Lorraine Xiang Li

  • Assistant Professor

Xiang Lorraine Li is an assistant professor in the Department of Computer Science at the University of Pittsburgh. Before joining Pitt, she worked as a young investigator with the Mosaic team at AI2. Previously, she defended her Ph.D. in Computer Science from UMass Amherst in August 2022, working with Andrew McCallum. She obtained an M.S. in Computer Science from The University of Chicago while conducting research at TTIC. Her research is at the intersection of natural language processing, commonsense reasoning, knowledge representation, and machine learning.
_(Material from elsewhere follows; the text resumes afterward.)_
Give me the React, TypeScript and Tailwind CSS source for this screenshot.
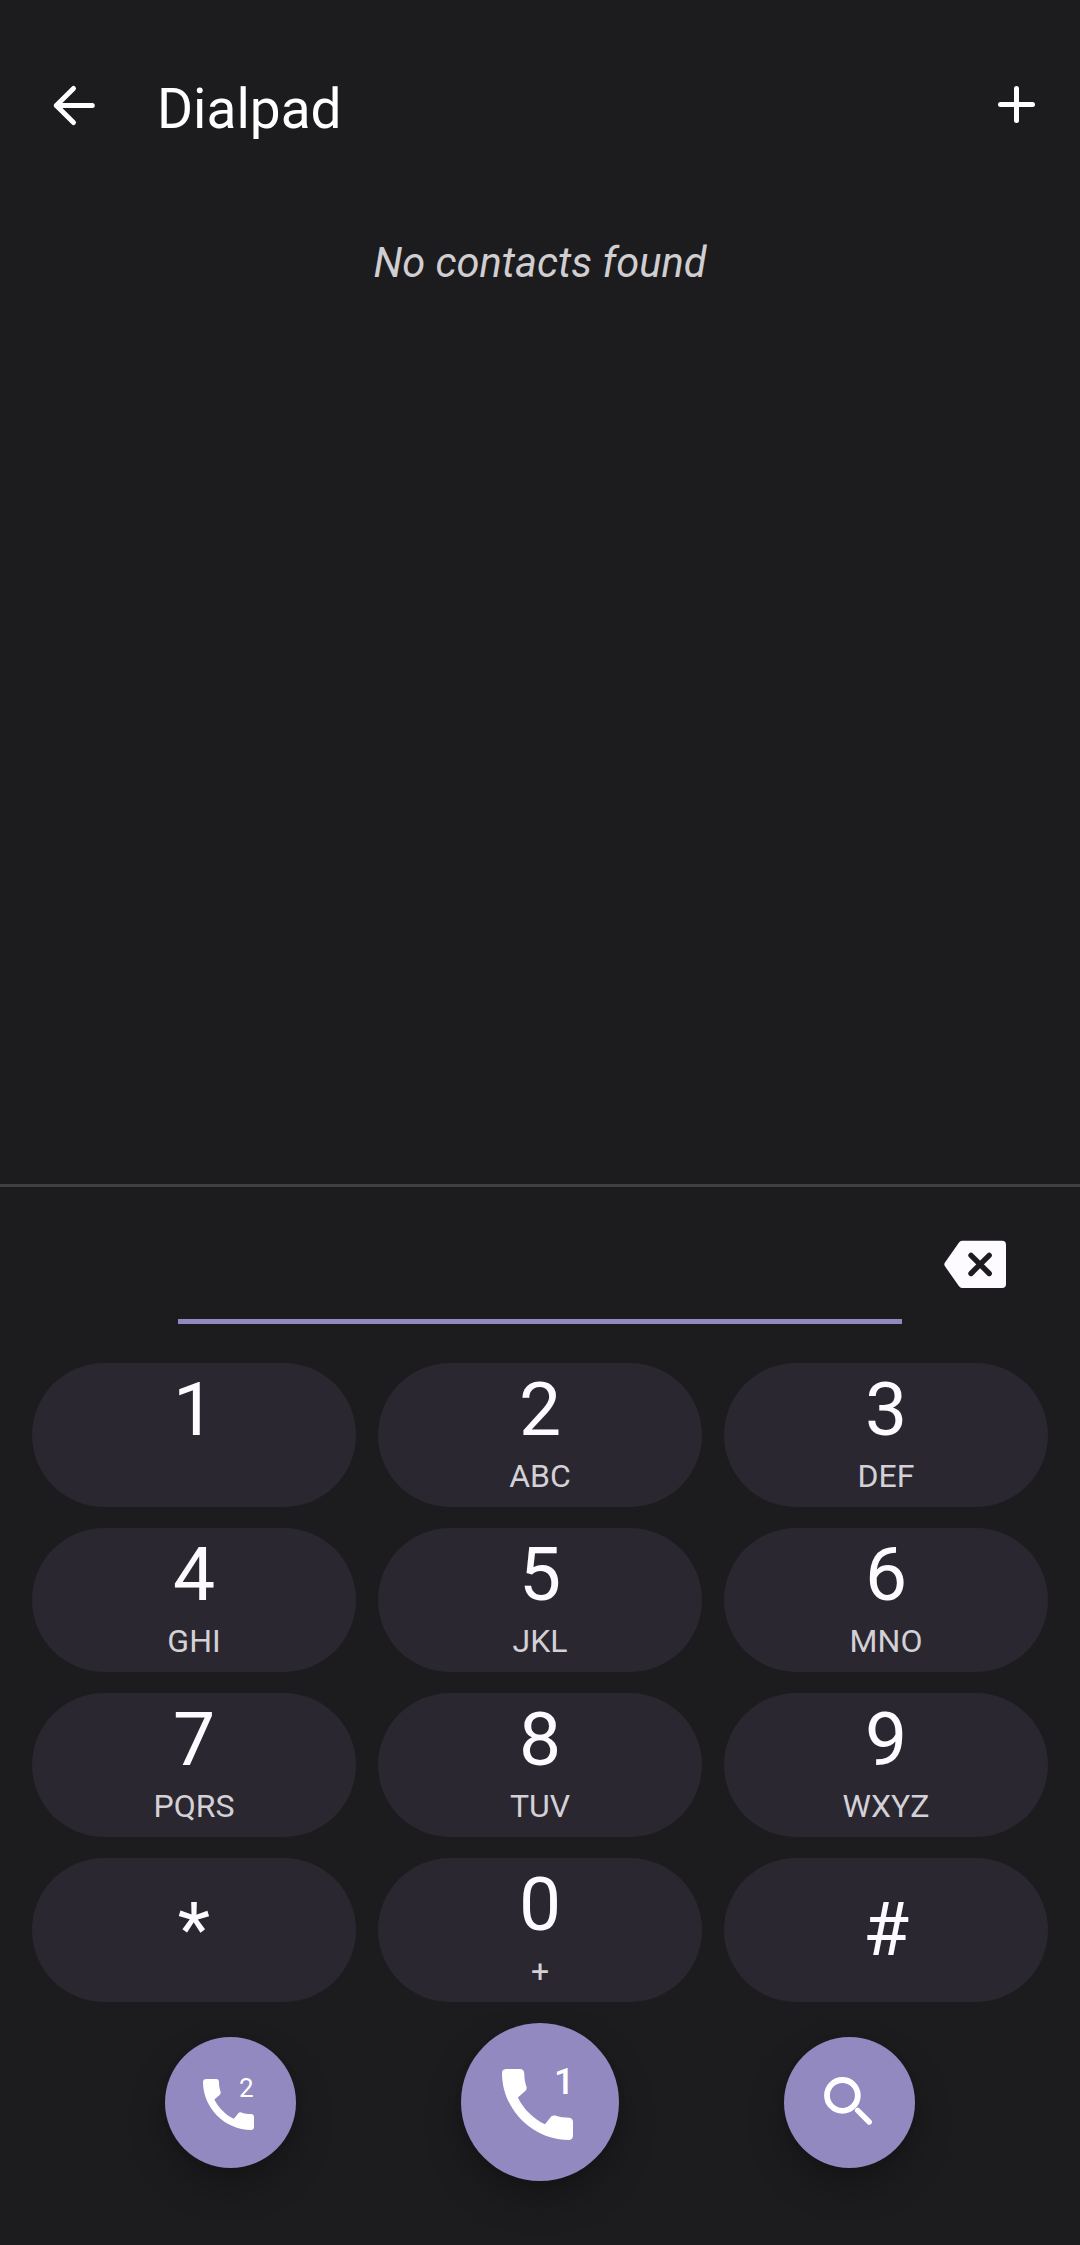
import type { ReactNode } from "react";

const KEYS = [
  { digit: "1", letters: "" },
  { digit: "2", letters: "ABC" },
  { digit: "3", letters: "DEF" },
  { digit: "4", letters: "GHI" },
  { digit: "5", letters: "JKL" },
  { digit: "6", letters: "MNO" },
  { digit: "7", letters: "PQRS" },
  { digit: "8", letters: "TUV" },
  { digit: "9", letters: "WXYZ" },
  { digit: "*", letters: null },
  { digit: "0", letters: "+" },
  { digit: "#", letters: null },
];

function BackIcon() {
  return (
    <svg className="h-12 w-12" viewBox="0 0 48 48" fill="none" stroke="currentColor" strokeWidth="5" strokeLinecap="round" strokeLinejoin="round">
      <path d="M42.3 24.5H6.3M23.5 7.5L6.3 24.5L23.5 41.5" />
    </svg>
  );
}

function PlusIcon() {
  return (
    <svg className="h-12 w-12" viewBox="0 0 48 48" fill="none" stroke="currentColor" strokeWidth="5" strokeLinecap="round">
      <path d="M24.5 8.5V40.5M8.5 24.5H40.5" />
    </svg>
  );
}

function BackspaceIcon() {
  return (
    <svg className="h-12 w-[62px]" viewBox="0 0 62 48">
      <path fill="currentColor" d="M18 0.7H58Q62 0.7 62 4.7V44Q62 48 58 48H18Q16.2 48 15 46.3L0.8 26Q-0.2 24.4 0.8 22.8L15 2.4Q16.2 0.7 18 0.7Z" />
      <path stroke="#1c1c1e" strokeWidth="5.4" strokeLinecap="round" d="M27 15.3L45.2 33.5M45.2 15.3L27 33.5" />
    </svg>
  );
}

function PhoneIcon({ className }: { className: string }) {
  return (
    <svg className={className} viewBox="3 3 18 18" fill="currentColor">
      <path d="M20.01 15.38c-1.23 0-2.42-.2-3.53-.56-.35-.12-.74-.03-1.01.24l-1.57 1.97c-2.83-1.35-5.48-3.9-6.89-6.83l1.95-1.66c.27-.28.35-.67.24-1.02-.37-1.11-.56-2.3-.56-3.53 0-.54-.45-.99-.99-.99H4.19C3.65 3 3 3.24 3 3.99 3 13.28 10.73 21 20.01 21c.71 0 .99-.63.99-1.18v-3.45c0-.54-.45-.99-.99-.99z" />
    </svg>
  );
}

function SearchIcon() {
  return (
    <svg className="h-12 w-12" viewBox="0 0 48 48" fill="none" stroke="currentColor" strokeLinecap="round">
      <circle cx="18.4" cy="18.4" r="15.4" strokeWidth="5.8" />
      <path d="M33.6 33.4L45.2 45" strokeWidth="5.4" />
    </svg>
  );
}

function RoundButton({ label, className, children }: { label: string; className: string; children: ReactNode }) {
  return (
    <button
      aria-label={label}
      className={`flex shrink-0 rounded-full bg-[#9289c1] text-white shadow-[0_18px_36px_rgba(0,0,0,0.26),0_0_6px_rgba(0,0,0,0.1)] ${className}`}
    >
      {children}
    </button>
  );
}

export default function App() {
  return (
    <div className="flex h-[2245px] w-[1080px] flex-col overflow-hidden bg-[#1c1c1e] font-['Roboto',sans-serif] text-white">
      <header className="flex h-[162px] items-start pt-[81px] pr-10 pl-[50px]">
        <button aria-label="Back"><BackIcon /></button>
        <h1 className="-mt-1 ml-[59px] text-[55px] leading-[64px]">Dialpad</h1>
        <button aria-label="Add contact" className="-mt-px mr-0 ml-auto"><PlusIcon /></button>
      </header>

      <main className="h-[1022px] pt-[76px] text-center text-[41.6px] leading-[50px] text-[#d0ced1] italic">
        No contacts found
      </main>

      <section className="flex flex-col border-t-[3px] border-[#404042] text-[#fdfbff]">
        <div className="flex h-[137px] pr-[74px] pl-[178px]">
          <div className="w-[724px] border-b-[5px] border-[#9289c1]" />
          <button aria-label="Delete" className="mt-[53px] ml-auto h-12"><BackspaceIcon /></button>
        </div>

        <div className="mt-[39px] grid grid-cols-3 gap-x-[22px] gap-y-[21px] px-8">
          {KEYS.map(({ digit, letters }) => (
            <button
              key={digit}
              className={`flex h-36 flex-col items-center rounded-[72px] bg-[#2a2731] ${letters === null ? "pt-[27px]" : "pt-0.5"}`}
            >
              <span className="text-[75px] leading-[88px]">{digit}</span>
              {letters && <span className="mt-1 text-[32px] leading-[38px] text-[#d3d1d6]">{letters}</span>}
            </button>
          ))}
        </div>

        <div className="mt-[21px] flex items-center justify-between pr-[165px] pl-[165px]">
          <RoundButton label="Call with SIM 2" className="h-[131px] w-[131px] pt-[42px] pl-[38px]">
            <PhoneIcon className="h-[51px] w-[51px] shrink-0" />
            <span className="-mt-1.5 -ml-[15px] text-[26px] leading-[31px]">2</span>
          </RoundButton>
          <RoundButton label="Call with SIM 1" className="h-[158px] w-[158px] pt-[46px] pl-[41px]">
            <PhoneIcon className="h-[71px] w-[71px] shrink-0" />
            <span className="-mt-2 -ml-[19px] text-[36px] leading-[42px] font-medium">1</span>
          </RoundButton>
          <RoundButton label="Search" className="h-[131px] w-[131px] pt-10 pl-10">
            <SearchIcon />
          </RoundButton>
        </div>
      </section>
    </div>
  );
}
She regularly serves on program committees and workshop organizers in the NLP and ML fields, such as ICLR, ICML, NeurIPS, ACL, EMNLP, NAACL, ARR etc.

Education & Training
PhD, University of Massachusetts, Amherst
Representative Publications

Faith and Fate: Limits of Transformers on Compositionality (NeurIPS 2021 Spotlight)
A Systematic Investigation of Commonsense Knowledge in Large Language Models (EMNLP 2022)
Smoothing the Geometry of Probabilistic Box Embeddings. (ICLR 2019 Spotlight)

Research Interests

The intersection of NLP, commonsense reasoning, knowledge representation, and ML. More specifically, I'm interested in designing models powered by background knowledge to enhance model robustness and safety. To this end, I've worked on analyzing model behavior, designing evaluation methods, and proposing new model structures.